* start Given data *
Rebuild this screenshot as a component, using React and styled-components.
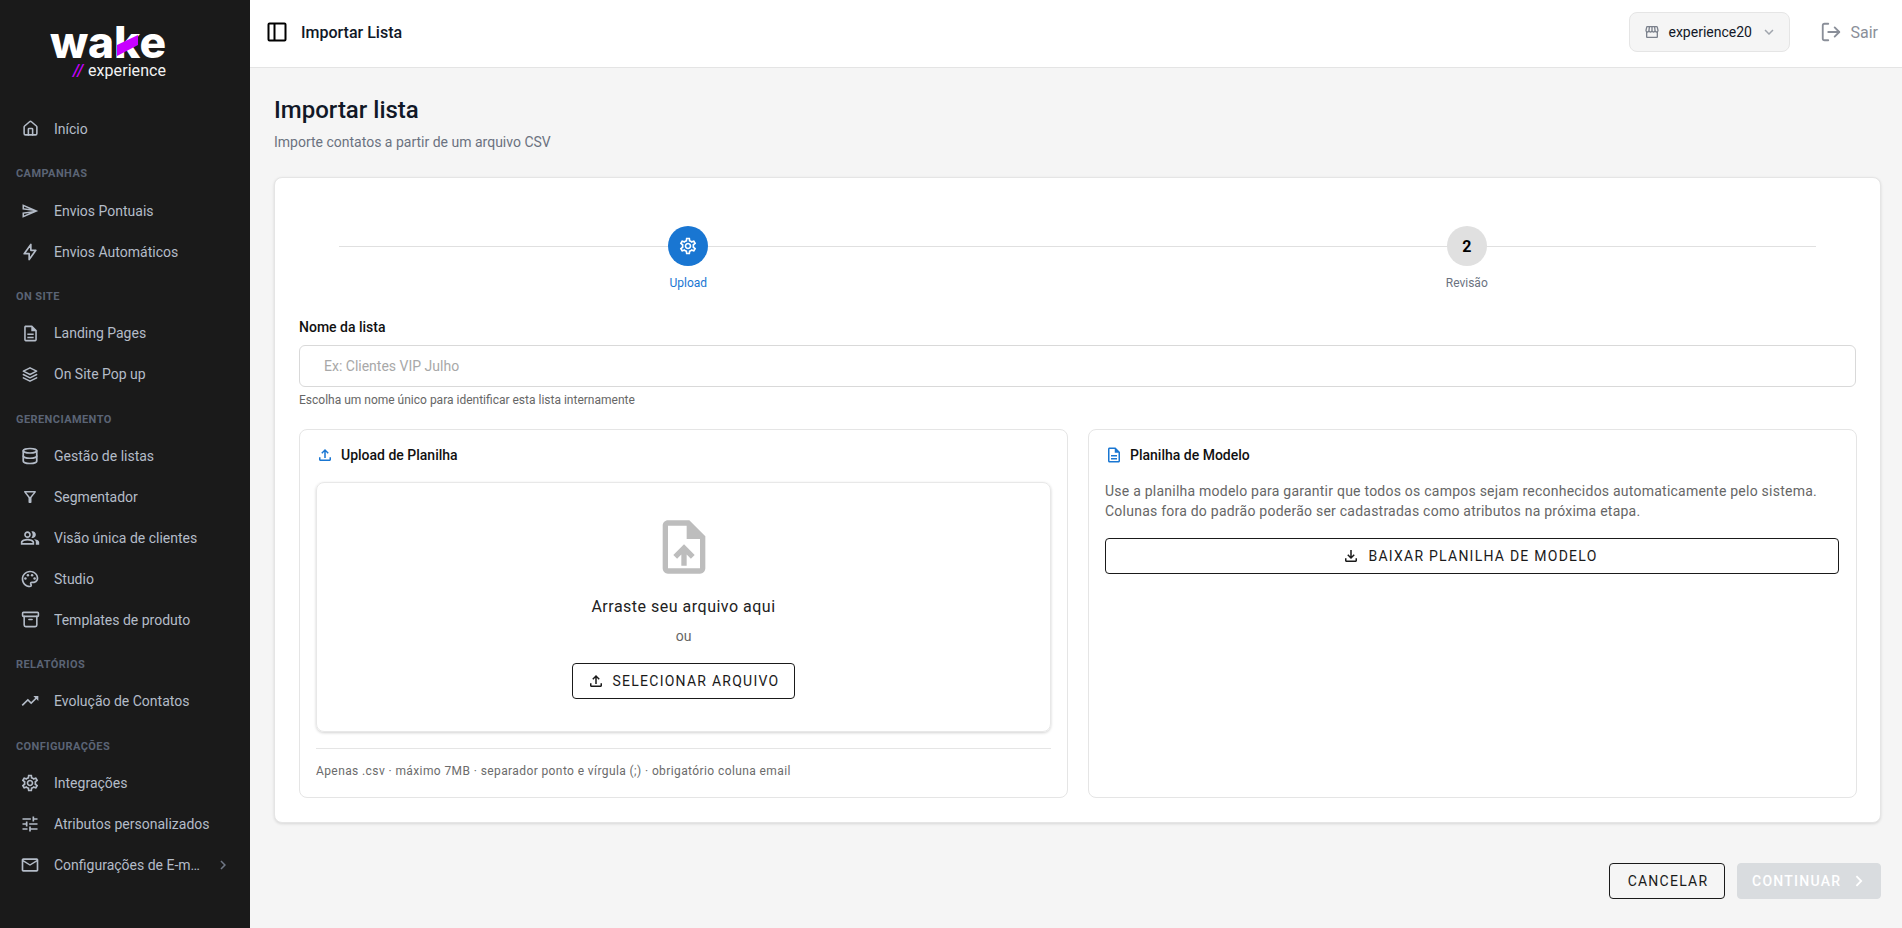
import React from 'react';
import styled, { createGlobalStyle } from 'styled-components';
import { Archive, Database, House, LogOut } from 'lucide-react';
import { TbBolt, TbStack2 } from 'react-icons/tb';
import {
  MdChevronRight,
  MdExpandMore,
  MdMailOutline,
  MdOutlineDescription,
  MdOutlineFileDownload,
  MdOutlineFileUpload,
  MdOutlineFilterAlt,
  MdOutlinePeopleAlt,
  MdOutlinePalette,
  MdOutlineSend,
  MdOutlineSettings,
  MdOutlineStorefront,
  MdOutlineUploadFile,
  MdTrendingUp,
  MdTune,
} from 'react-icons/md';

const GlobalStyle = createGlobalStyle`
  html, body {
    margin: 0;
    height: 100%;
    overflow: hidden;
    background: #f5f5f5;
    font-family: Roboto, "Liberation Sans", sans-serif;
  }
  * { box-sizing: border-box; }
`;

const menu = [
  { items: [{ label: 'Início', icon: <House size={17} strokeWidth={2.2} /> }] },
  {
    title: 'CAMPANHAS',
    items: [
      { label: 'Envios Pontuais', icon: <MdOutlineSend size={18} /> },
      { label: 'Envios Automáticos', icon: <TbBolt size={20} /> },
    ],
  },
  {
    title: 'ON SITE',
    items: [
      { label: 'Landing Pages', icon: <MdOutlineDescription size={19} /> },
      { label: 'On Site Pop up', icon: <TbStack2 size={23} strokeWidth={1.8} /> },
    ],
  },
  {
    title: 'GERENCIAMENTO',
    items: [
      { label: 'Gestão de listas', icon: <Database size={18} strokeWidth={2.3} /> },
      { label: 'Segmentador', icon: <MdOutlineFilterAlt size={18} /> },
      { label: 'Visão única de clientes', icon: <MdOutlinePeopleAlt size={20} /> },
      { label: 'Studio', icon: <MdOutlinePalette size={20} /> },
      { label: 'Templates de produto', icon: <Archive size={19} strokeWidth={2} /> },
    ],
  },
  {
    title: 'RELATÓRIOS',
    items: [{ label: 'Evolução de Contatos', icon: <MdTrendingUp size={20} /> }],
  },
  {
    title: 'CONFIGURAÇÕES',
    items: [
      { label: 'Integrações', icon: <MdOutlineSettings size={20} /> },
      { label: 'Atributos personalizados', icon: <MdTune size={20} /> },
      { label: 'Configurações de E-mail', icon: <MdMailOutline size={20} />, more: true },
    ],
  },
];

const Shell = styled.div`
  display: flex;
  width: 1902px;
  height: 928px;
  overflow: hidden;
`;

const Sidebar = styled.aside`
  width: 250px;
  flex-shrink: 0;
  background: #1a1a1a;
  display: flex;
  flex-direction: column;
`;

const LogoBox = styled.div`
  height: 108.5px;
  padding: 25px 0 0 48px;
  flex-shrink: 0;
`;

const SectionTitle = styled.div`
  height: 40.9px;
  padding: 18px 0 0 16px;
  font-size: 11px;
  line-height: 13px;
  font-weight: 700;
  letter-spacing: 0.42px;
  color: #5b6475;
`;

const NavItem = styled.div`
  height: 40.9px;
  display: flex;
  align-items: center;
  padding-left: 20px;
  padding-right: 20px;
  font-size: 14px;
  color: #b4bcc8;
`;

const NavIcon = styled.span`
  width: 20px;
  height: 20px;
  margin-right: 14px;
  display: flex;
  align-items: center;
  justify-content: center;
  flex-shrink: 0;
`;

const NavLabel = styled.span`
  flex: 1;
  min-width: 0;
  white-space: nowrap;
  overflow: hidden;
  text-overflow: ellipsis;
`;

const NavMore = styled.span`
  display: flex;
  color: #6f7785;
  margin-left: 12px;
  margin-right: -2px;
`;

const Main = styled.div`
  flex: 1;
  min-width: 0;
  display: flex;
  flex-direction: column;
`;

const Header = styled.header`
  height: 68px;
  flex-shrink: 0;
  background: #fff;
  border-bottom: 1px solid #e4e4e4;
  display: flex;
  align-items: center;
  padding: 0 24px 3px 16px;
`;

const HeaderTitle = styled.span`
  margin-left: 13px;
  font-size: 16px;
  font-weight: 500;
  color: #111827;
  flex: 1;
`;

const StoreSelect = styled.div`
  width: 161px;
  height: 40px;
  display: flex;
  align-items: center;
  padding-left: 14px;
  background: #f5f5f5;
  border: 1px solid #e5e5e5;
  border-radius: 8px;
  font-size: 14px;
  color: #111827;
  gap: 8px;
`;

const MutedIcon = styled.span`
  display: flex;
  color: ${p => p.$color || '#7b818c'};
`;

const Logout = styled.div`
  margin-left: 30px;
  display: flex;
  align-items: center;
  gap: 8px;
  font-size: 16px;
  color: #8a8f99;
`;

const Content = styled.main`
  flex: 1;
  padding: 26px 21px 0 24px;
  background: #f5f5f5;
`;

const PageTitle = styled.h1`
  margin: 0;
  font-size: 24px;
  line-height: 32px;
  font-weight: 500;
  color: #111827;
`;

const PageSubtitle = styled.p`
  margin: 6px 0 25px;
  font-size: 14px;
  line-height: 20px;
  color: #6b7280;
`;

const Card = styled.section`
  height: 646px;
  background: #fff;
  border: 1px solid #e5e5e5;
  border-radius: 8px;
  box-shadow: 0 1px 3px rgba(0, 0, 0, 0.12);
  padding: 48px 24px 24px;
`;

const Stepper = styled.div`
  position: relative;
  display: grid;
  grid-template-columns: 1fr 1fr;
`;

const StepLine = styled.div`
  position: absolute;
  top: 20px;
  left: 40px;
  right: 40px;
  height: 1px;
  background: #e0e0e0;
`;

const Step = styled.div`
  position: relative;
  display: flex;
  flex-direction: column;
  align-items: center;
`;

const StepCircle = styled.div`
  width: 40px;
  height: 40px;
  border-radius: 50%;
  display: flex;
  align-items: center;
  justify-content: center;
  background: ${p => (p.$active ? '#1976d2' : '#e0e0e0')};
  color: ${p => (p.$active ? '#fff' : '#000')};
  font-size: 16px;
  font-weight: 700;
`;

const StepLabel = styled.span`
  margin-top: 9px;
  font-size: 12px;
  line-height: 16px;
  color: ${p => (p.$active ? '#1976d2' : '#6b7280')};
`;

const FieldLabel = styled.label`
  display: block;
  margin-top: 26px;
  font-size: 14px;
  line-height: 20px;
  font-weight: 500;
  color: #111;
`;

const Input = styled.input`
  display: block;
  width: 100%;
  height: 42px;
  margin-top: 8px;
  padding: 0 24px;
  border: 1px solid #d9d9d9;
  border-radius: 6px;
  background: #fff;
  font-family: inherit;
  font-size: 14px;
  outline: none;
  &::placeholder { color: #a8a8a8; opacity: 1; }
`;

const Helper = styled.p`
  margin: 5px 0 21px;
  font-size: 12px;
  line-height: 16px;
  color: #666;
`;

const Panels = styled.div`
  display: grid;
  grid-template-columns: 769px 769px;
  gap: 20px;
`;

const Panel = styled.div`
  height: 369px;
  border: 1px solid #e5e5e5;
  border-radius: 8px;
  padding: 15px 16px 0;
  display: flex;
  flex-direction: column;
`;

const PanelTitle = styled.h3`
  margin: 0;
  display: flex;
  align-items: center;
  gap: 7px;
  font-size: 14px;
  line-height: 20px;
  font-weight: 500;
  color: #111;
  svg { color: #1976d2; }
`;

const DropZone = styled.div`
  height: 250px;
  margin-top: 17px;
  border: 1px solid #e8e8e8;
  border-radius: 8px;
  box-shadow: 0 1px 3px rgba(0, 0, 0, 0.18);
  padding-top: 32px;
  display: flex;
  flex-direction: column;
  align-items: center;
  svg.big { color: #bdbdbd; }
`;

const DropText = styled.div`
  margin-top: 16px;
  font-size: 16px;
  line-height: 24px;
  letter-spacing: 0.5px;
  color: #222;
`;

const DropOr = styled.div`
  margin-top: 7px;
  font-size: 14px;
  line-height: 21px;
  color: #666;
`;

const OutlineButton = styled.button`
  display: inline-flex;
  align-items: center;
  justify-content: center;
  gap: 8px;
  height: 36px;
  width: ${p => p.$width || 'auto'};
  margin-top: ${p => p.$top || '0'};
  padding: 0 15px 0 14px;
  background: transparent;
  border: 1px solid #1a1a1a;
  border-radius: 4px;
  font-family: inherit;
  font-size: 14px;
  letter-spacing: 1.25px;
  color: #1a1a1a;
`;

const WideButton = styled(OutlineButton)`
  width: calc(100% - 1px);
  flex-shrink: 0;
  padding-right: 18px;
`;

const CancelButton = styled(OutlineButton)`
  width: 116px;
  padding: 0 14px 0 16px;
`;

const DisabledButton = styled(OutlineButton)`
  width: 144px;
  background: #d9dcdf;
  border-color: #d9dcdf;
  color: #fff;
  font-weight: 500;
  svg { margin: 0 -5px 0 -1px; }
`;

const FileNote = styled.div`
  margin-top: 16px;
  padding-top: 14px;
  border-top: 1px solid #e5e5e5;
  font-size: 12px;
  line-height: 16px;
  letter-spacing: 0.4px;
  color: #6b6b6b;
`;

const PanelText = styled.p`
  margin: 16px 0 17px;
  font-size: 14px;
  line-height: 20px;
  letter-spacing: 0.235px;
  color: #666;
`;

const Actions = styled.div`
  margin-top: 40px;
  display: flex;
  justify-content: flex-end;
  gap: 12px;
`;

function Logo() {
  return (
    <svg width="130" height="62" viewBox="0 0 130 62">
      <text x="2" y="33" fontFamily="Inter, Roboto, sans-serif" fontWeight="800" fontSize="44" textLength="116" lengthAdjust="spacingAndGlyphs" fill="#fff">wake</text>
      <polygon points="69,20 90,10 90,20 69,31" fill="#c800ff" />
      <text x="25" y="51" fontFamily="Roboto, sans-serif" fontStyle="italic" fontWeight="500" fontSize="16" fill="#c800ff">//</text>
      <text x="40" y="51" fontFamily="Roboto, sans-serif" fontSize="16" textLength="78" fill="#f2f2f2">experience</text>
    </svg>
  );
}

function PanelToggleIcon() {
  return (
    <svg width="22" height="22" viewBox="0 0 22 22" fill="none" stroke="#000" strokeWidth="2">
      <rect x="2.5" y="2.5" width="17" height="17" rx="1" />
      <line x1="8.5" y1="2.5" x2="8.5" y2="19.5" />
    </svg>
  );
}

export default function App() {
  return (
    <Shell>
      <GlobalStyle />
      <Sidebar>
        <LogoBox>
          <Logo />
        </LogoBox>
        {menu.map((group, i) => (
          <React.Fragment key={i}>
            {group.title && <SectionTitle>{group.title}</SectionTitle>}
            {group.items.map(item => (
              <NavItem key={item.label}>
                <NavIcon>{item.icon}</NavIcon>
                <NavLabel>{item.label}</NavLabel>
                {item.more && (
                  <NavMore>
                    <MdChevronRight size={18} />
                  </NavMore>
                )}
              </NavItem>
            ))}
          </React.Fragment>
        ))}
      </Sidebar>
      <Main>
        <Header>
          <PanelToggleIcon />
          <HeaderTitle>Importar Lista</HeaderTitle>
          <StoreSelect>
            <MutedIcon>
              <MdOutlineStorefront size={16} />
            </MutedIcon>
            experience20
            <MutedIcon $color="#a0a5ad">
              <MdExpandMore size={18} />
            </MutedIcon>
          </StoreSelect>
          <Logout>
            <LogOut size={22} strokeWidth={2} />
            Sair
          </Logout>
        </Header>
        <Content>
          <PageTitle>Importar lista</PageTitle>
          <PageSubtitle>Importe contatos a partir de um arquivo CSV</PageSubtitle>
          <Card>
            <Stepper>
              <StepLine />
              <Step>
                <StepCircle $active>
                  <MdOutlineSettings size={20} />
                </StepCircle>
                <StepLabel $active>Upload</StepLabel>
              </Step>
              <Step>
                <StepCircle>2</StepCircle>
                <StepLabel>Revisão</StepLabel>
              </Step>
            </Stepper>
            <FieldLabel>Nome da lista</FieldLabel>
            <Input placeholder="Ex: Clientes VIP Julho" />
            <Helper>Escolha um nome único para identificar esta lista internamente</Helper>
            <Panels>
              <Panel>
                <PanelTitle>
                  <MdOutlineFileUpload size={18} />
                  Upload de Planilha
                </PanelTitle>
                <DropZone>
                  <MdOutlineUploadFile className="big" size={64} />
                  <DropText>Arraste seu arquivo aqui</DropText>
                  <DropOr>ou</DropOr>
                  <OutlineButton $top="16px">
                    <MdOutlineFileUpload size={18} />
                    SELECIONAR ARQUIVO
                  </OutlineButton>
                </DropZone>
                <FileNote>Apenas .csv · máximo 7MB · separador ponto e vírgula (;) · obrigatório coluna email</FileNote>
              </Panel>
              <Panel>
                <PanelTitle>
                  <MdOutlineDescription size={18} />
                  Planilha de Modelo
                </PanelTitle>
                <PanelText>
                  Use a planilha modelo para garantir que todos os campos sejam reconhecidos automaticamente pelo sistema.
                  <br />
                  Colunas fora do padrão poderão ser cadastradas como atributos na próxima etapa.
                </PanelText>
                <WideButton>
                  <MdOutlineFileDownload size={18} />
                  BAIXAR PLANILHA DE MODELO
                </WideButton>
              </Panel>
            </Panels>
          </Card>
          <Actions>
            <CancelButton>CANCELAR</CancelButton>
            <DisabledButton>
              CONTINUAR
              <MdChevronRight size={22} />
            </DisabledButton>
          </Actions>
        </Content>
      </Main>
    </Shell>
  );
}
* end Given data *
● **Problem**
Extract every line above containing the word "components".

● **Response to the task**
Rebuild this screenshot as a component, using React and styled-components.
import styled, { createGlobalStyle } from 'styled-components';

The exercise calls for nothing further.